WRITTEN EXERCISE: Look through the data below and return each line where "React" appears.

DATA PROVIDED:
--------------------------------

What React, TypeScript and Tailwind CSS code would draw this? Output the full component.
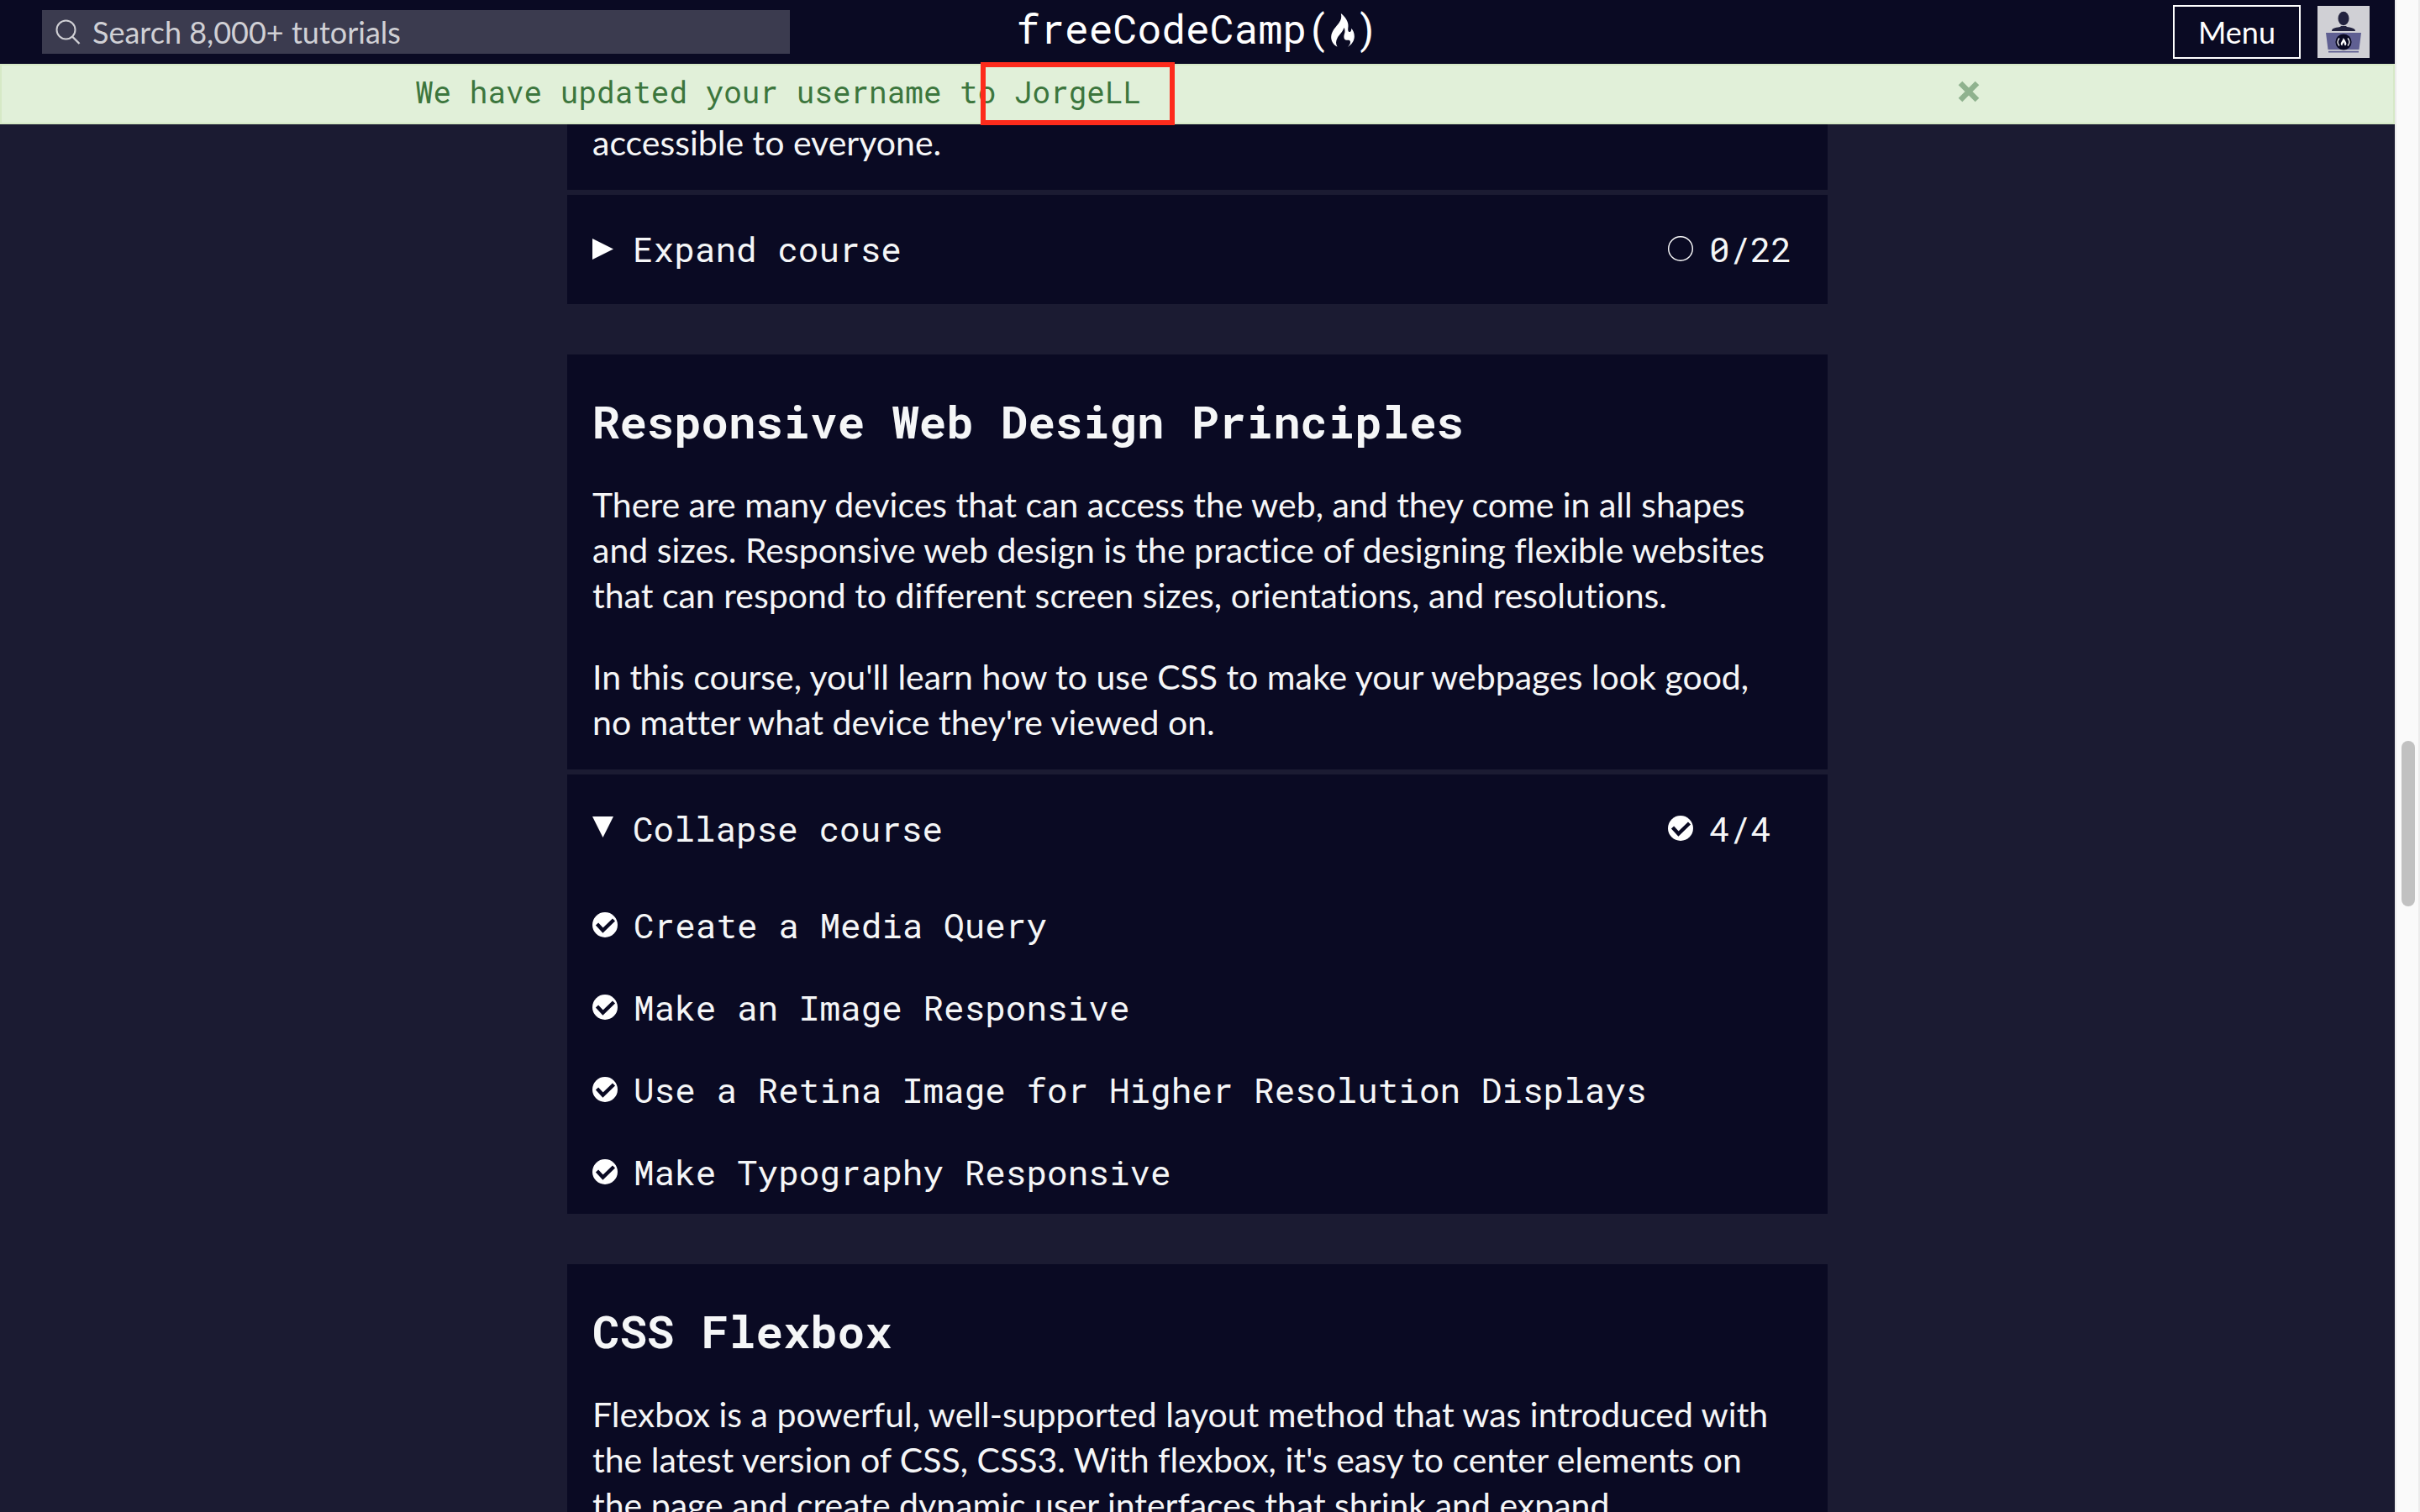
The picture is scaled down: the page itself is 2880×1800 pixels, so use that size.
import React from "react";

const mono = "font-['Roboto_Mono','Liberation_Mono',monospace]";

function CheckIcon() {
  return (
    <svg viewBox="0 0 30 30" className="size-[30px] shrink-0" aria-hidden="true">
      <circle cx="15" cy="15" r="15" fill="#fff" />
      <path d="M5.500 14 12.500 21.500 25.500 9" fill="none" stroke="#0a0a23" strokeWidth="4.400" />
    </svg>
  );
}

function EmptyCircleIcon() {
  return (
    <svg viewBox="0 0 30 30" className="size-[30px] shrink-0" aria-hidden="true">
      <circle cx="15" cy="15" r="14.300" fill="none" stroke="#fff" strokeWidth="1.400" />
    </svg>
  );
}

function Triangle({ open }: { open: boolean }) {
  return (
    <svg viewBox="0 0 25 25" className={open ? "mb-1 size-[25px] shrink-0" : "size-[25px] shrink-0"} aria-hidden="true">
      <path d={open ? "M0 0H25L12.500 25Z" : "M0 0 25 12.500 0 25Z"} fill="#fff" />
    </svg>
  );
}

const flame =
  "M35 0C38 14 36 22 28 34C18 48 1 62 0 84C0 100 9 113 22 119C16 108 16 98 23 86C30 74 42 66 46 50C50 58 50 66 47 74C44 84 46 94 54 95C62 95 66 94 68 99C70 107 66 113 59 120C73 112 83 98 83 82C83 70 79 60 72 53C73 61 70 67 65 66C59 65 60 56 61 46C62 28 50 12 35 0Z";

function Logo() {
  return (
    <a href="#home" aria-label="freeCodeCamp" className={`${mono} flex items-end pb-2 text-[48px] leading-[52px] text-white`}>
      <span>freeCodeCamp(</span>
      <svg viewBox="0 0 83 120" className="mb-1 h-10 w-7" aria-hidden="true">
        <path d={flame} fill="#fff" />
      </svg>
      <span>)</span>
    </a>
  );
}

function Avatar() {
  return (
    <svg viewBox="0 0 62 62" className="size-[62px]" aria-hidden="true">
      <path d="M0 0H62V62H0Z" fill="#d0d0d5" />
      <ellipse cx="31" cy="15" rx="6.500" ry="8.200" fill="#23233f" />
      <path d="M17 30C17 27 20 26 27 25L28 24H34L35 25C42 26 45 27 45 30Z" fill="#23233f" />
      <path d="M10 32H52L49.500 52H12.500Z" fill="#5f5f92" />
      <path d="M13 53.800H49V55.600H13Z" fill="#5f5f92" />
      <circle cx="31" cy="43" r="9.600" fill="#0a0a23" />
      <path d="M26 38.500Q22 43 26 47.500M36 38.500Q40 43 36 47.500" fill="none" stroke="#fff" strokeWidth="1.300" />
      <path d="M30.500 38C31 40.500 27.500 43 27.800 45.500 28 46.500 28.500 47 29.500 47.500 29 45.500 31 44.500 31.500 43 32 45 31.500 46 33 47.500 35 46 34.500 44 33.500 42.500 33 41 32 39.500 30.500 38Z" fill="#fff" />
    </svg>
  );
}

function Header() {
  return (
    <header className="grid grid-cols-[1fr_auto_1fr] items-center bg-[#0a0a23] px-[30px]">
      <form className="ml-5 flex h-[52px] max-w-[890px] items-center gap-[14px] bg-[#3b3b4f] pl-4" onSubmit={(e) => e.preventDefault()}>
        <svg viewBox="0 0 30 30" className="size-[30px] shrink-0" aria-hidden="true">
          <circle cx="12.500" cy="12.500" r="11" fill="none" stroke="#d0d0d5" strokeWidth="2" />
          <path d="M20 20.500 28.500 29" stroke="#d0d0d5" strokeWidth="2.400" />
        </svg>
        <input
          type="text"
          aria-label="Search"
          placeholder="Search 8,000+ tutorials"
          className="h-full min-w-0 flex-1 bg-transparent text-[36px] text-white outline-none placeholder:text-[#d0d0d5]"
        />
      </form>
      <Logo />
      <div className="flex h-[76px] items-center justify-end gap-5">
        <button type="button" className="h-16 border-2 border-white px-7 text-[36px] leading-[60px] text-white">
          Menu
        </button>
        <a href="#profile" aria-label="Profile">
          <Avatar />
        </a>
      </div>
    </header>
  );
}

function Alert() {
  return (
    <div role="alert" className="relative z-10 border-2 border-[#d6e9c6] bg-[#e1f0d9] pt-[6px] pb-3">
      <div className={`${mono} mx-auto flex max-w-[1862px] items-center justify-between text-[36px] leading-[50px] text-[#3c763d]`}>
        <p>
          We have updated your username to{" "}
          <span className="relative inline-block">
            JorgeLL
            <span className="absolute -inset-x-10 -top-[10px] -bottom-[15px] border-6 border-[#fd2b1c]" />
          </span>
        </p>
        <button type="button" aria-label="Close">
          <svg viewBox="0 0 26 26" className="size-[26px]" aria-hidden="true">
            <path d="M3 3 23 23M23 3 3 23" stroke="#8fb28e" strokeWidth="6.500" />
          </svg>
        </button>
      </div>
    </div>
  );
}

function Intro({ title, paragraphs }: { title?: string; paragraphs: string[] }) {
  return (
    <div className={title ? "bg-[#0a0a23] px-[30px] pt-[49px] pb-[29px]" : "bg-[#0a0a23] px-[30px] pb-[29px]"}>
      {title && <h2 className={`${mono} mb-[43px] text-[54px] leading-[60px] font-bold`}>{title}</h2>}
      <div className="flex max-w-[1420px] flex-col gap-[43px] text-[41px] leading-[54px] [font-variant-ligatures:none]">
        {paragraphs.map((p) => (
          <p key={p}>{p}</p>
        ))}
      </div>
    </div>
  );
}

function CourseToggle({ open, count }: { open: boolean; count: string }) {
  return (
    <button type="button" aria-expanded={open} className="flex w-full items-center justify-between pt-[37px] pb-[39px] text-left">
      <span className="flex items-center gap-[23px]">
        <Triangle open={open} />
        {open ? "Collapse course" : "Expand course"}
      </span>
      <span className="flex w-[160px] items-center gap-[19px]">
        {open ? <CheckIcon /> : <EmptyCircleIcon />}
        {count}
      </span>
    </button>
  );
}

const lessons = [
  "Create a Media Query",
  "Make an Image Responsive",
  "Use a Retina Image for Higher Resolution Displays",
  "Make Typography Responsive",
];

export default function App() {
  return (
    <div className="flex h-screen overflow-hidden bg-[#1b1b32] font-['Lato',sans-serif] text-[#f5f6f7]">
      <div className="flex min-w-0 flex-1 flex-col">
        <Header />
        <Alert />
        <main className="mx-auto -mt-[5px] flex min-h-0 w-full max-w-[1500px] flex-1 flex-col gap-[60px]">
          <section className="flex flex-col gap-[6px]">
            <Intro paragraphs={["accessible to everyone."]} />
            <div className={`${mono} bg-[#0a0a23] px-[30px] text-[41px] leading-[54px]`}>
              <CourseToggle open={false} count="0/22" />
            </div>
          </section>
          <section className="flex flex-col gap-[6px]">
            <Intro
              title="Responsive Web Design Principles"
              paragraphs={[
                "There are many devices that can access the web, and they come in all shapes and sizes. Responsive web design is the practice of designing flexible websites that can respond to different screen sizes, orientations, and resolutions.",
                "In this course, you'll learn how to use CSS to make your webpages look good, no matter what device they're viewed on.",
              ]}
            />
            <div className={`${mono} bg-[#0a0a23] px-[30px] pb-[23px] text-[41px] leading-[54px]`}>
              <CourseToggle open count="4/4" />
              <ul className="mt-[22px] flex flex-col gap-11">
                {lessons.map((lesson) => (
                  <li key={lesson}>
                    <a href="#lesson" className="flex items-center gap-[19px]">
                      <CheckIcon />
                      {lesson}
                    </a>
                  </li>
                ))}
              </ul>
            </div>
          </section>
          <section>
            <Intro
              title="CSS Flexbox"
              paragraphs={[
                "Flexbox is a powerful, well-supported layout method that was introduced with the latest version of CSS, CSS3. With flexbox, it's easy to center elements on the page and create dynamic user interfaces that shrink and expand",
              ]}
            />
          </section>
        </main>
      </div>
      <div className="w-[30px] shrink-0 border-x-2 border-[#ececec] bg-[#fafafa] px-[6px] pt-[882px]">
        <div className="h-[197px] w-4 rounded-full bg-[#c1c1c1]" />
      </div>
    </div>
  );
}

--------------------------------

TASK ANSWER:
What React, TypeScript and Tailwind CSS code would draw this? Output the full component.
import React from "react";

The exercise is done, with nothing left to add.